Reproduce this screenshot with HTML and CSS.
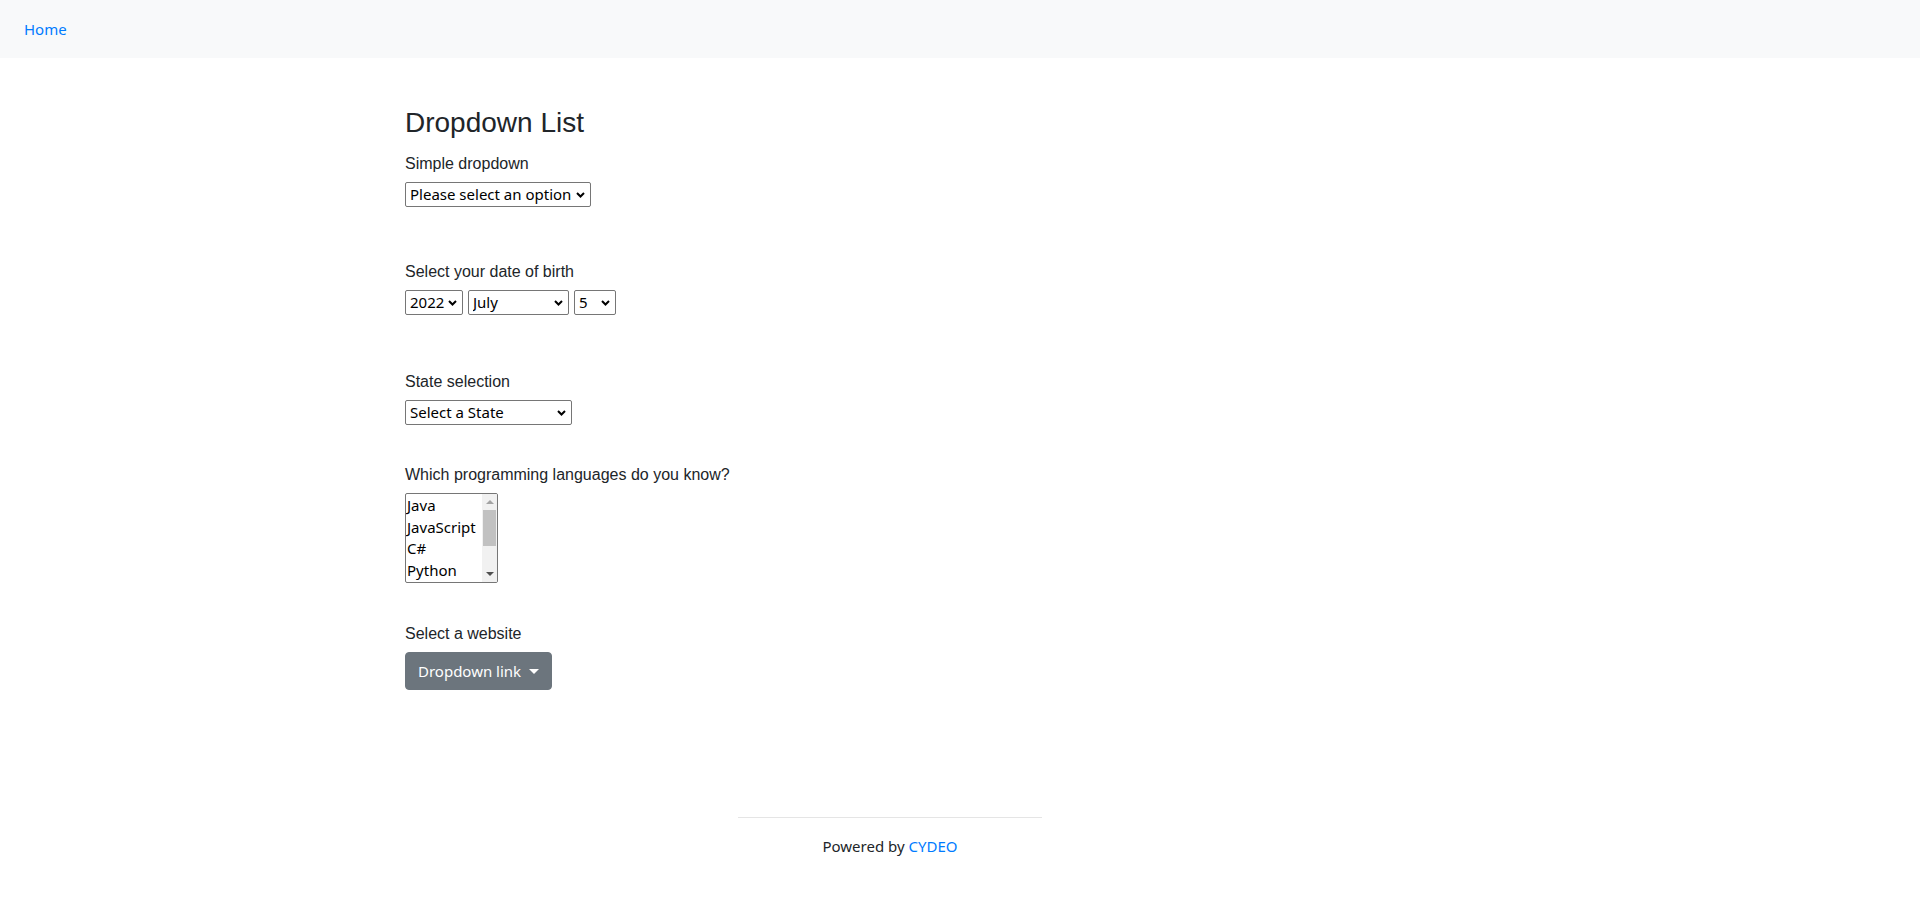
FILE: index.html
```html
<!DOCTYPE html>
<html lang="en">
<head>
<meta charset="utf-8">
<title>Dropdown List</title>
<link rel="stylesheet" href="styles.css">
</head>
<body>
<nav class="navbar"><a class="nav-link" href="#">Home</a></nav>
<div class="container">
  <div class="example">
    <h3 class="title">Dropdown List</h3>

    <div class="group g-simple">
      <label class="lbl" for="dropdown">Simple dropdown</label>
      <select id="dropdown" class="sel sel-simple"><option>Please select an option</option></select>
    </div>

    <div class="group g-date">
      <label class="lbl">Select your date of birth</label>
      <div class="date-row">
        <select class="sel sel-year"><option>2022</option></select>
        <select class="sel sel-month"><option>July</option></select>
        <select class="sel sel-day"><option>5</option></select>
      </div>
    </div>

    <div class="group g-state">
      <label class="lbl" for="state">State selection</label>
      <select id="state" class="sel sel-state"><option>Select a State</option></select>
    </div>

    <div class="group g-lang">
      <label class="lbl">Which programming languages do you know?</label>
      <div class="listbox" role="listbox" aria-multiselectable="true">
        <ul class="options">
          <li role="option">Java</li>
          <li role="option">JavaScript</li>
          <li role="option">C#</li>
          <li role="option">Python</li>
        </ul>
        <div class="scrollbar">
          <span class="arrow arrow-up"></span>
          <span class="thumb"></span>
          <span class="track-fill"></span>
          <span class="arrow arrow-down"></span>
        </div>
      </div>
    </div>

    <div class="group g-web">
      <label class="lbl">Select a website</label>
      <button class="btn-dropdown" type="button">Dropdown link<span class="caret"></span></button>
    </div>
  </div>
</div>

<footer class="footer">
  <hr class="footer-rule">
  <div class="footer-text">Powered by <a class="footer-link" href="#">CYDEO</a></div>
</footer>
</body>
</html>
```

FILE: styles.css
```css
* { box-sizing: border-box; }

html, body {
  margin: 0;
  padding: 0;
  background: #ffffff;
}

body {
  font-family: "Liberation Sans", Arial, sans-serif;
  font-size: 16px;
  line-height: 1.5;
  color: #212529;
}

.navbar {
  height: 58px;
  background: #f8f9fa;
  display: flex;
  align-items: center;
  padding-left: 24px;
}

.nav-link {
  font-family: "Noto Sans", sans-serif;
  font-size: 15px;
  color: #007bff;
  text-decoration: none;
}

.container {
  max-width: 1140px;
  margin: 0 auto;
  padding: 0 15px;
}

.example {
  padding-top: 48px;
  display: flex;
  flex-direction: column;
  align-items: flex-start;
}

.title {
  margin: 0 0 12px;
  font-size: 28px;
  font-weight: 400;
  line-height: 34px;
}

.group {
  display: flex;
  flex-direction: column;
  align-items: flex-start;
}

.g-date { margin-top: 53px; }
.g-state { margin-top: 55px; }
.g-lang { margin-top: 38px; }
.g-web { margin-top: 39px; }

.lbl {
  display: block;
  line-height: 24px;
  margin-bottom: 6px;
}

.sel {
  -webkit-appearance: none;
  appearance: none;
  height: 25px;
  margin: 0;
  padding: 0 13px 0 4px;
  border: 1px solid #767676;
  border-radius: 2px;
  background-color: #ffffff;
  background-image: url("data:image/svg+xml,%3Csvg xmlns='http://www.w3.org/2000/svg' width='9' height='6' viewBox='0 0 9 6'%3E%3Cpath d='M1 1l3.5 3.5 3.5-3.5' fill='none' stroke='%23000' stroke-width='2'/%3E%3C/svg%3E");
  background-repeat: no-repeat;
  background-position: right 5px center;
  background-size: 9px 6px;
  font-family: "Noto Sans", sans-serif;
  font-size: 15px;
  line-height: 21px;
  color: #000000;
}

.sel-simple { width: 186px; }
.sel-year { width: 58px; }
.sel-month { width: 101px; }
.sel-day { width: 42px; }
.sel-state { width: 167px; }

.date-row {
  display: flex;
  gap: 5px;
}

.listbox {
  display: flex;
  width: 93px;
  height: 90px;
  border: 1px solid #767676;
  border-radius: 2px;
  background: #ffffff;
  overflow: hidden;
}

.options {
  list-style: none;
  margin: 0;
  padding: 1px 0 0 1px;
  flex: 1;
  overflow: hidden;
  font-family: "Noto Sans", sans-serif;
  font-size: 15px;
  line-height: 21.5px;
  color: #000000;
  white-space: nowrap;
}

.scrollbar {
  width: 15px;
  flex: none;
  background: #f1f1f1;
  display: flex;
  flex-direction: column;
  align-items: center;
}

.arrow {
  display: block;
  width: 0;
  height: 0;
  border-left: 4px solid transparent;
  border-right: 4px solid transparent;
}

.arrow-up {
  margin-top: 6px;
  border-bottom: 4px solid #a3a3a3;
}

.thumb {
  display: block;
  width: 13px;
  height: 36px;
  margin-top: 6px;
  background: #c1c1c1;
}

.track-fill { flex: 1; }

.arrow-down {
  margin-bottom: 6px;
  border-top: 4px solid #505050;
}

.btn-dropdown {
  display: inline-flex;
  align-items: center;
  height: 38px;
  padding: 0 12px;
  border: 1px solid #6c757d;
  border-radius: 4px;
  background: #6c757d;
  color: #ffffff;
  font-family: "Noto Sans", sans-serif;
  font-size: 15px;
  line-height: 24px;
  cursor: pointer;
}

.caret {
  display: inline-block;
  margin-left: 8px;
  width: 0;
  height: 0;
  border-top: 5px solid #ffffff;
  border-left: 5px solid transparent;
  border-right: 5px solid transparent;
}

.footer {
  width: 304px;
  margin: 127px 0 0 calc(50% - 222px);
}

.footer-rule {
  margin: 0;
  border: 0;
  border-top: 1px solid rgba(0, 0, 0, 0.1);
}

.footer-text {
  margin-top: 16px;
  text-align: center;
  font-family: "Noto Sans", sans-serif;
  font-size: 15px;
  line-height: 24px;
  color: #212529;
}

.footer-link {
  color: #007bff;
  text-decoration: none;
}
```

- **WHAT IS ASKED**
Reproduce each line exactly as it appears, omitting the pictures.

- **THE RESPONSE**
Reproduce this screenshot with HTML and CSS.
FILE: index.html
```html
<!DOCTYPE html>
<html lang="en">
<head>
<meta charset="utf-8">
<title>Dropdown List</title>
<link rel="stylesheet" href="styles.css">
</head>
<body>
<nav class="navbar"><a class="nav-link" href="#">Home</a></nav>
<div class="container">
  <div class="example">
    <h3 class="title">Dropdown List</h3>

    <div class="group g-simple">
      <label class="lbl" for="dropdown">Simple dropdown</label>
      <select id="dropdown" class="sel sel-simple"><option>Please select an option</option></select>
    </div>

    <div class="group g-date">
      <label class="lbl">Select your date of birth</label>
      <div class="date-row">
        <select class="sel sel-year"><option>2022</option></select>
        <select class="sel sel-month"><option>July</option></select>
        <select class="sel sel-day"><option>5</option></select>
      </div>
    </div>

    <div class="group g-state">
      <label class="lbl" for="state">State selection</label>
      <select id="state" class="sel sel-state"><option>Select a State</option></select>
    </div>

    <div class="group g-lang">
      <label class="lbl">Which programming languages do you know?</label>
      <div class="listbox" role="listbox" aria-multiselectable="true">
        <ul class="options">
          <li role="option">Java</li>
          <li role="option">JavaScript</li>
          <li role="option">C#</li>
          <li role="option">Python</li>
        </ul>
        <div class="scrollbar">
          <span class="arrow arrow-up"></span>
          <span class="thumb"></span>
          <span class="track-fill"></span>
          <span class="arrow arrow-down"></span>
        </div>
      </div>
    </div>

    <div class="group g-web">
      <label class="lbl">Select a website</label>
      <button class="btn-dropdown" type="button">Dropdown link<span class="caret"></span></button>
    </div>
  </div>
</div>

<footer class="footer">
  <hr class="footer-rule">
  <div class="footer-text">Powered by <a class="footer-link" href="#">CYDEO</a></div>
</footer>
</body>
</html>
```

FILE: styles.css
```css
* { box-sizing: border-box; }

html, body {
  margin: 0;
  padding: 0;
  background: #ffffff;
}

body {
  font-family: "Liberation Sans", Arial, sans-serif;
  font-size: 16px;
  line-height: 1.5;
  color: #212529;
}

.navbar {
  height: 58px;
  background: #f8f9fa;
  display: flex;
  align-items: center;
  padding-left: 24px;
}

.nav-link {
  font-family: "Noto Sans", sans-serif;
  font-size: 15px;
  color: #007bff;
  text-decoration: none;
}

.container {
  max-width: 1140px;
  margin: 0 auto;
  padding: 0 15px;
}

.example {
  padding-top: 48px;
  display: flex;
  flex-direction: column;
  align-items: flex-start;
}

.title {
  margin: 0 0 12px;
  font-size: 28px;
  font-weight: 400;
  line-height: 34px;
}

.group {
  display: flex;
  flex-direction: column;
  align-items: flex-start;
}

.g-date { margin-top: 53px; }
.g-state { margin-top: 55px; }
.g-lang { margin-top: 38px; }
.g-web { margin-top: 39px; }

.lbl {
  display: block;
  line-height: 24px;
  margin-bottom: 6px;
}

.sel {
  -webkit-appearance: none;
  appearance: none;
  height: 25px;
  margin: 0;
  padding: 0 13px 0 4px;
  border: 1px solid #767676;
  border-radius: 2px;
  background-color: #ffffff;
  background-image: url("data:image/svg+xml,%3Csvg xmlns='http://www.w3.org/2000/svg' width='9' height='6' viewBox='0 0 9 6'%3E%3Cpath d='M1 1l3.5 3.5 3.5-3.5' fill='none' stroke='%23000' stroke-width='2'/%3E%3C/svg%3E");
  background-repeat: no-repeat;
  background-position: right 5px center;
  background-size: 9px 6px;
  font-family: "Noto Sans", sans-serif;
  font-size: 15px;
  line-height: 21px;
  color: #000000;
}

.sel-simple { width: 186px; }
.sel-year { width: 58px; }
.sel-month { width: 101px; }
.sel-day { width: 42px; }
.sel-state { width: 167px; }

.date-row {
  display: flex;
  gap: 5px;
}

.listbox {
  display: flex;
  width: 93px;
  height: 90px;
  border: 1px solid #767676;
  border-radius: 2px;
  background: #ffffff;
  overflow: hidden;
}

.options {
  list-style: none;
  margin: 0;
  padding: 1px 0 0 1px;
  flex: 1;
  overflow: hidden;
  font-family: "Noto Sans", sans-serif;
  font-size: 15px;
  line-height: 21.5px;
  color: #000000;
  white-space: nowrap;
}

.scrollbar {
  width: 15px;
  flex: none;
  background: #f1f1f1;
  display: flex;
  flex-direction: column;
  align-items: center;
}

.arrow {
  display: block;
  width: 0;
  height: 0;
  border-left: 4px solid transparent;
  border-right: 4px solid transparent;
}

.arrow-up {
  margin-top: 6px;
  border-bottom: 4px solid #a3a3a3;
}

.thumb {
  display: block;
  width: 13px;
  height: 36px;
  margin-top: 6px;
  background: #c1c1c1;
}

.track-fill { flex: 1; }

.arrow-down {
  margin-bottom: 6px;
  border-top: 4px solid #505050;
}

.btn-dropdown {
  display: inline-flex;
  align-items: center;
  height: 38px;
  padding: 0 12px;
  border: 1px solid #6c757d;
  border-radius: 4px;
  background: #6c757d;
  color: #ffffff;
  font-family: "Noto Sans", sans-serif;
  font-size: 15px;
  line-height: 24px;
  cursor: pointer;
}

.caret {
  display: inline-block;
  margin-left: 8px;
  width: 0;
  height: 0;
  border-top: 5px solid #ffffff;
  border-left: 5px solid transparent;
  border-right: 5px solid transparent;
}

.footer {
  width: 304px;
  margin: 127px 0 0 calc(50% - 222px);
}

.footer-rule {
  margin: 0;
  border: 0;
  border-top: 1px solid rgba(0, 0, 0, 0.1);
}

.footer-text {
  margin-top: 16px;
  text-align: center;
  font-family: "Noto Sans", sans-serif;
  font-size: 15px;
  line-height: 24px;
  color: #212529;
}

.footer-link {
  color: #007bff;
  text-decoration: none;
}
```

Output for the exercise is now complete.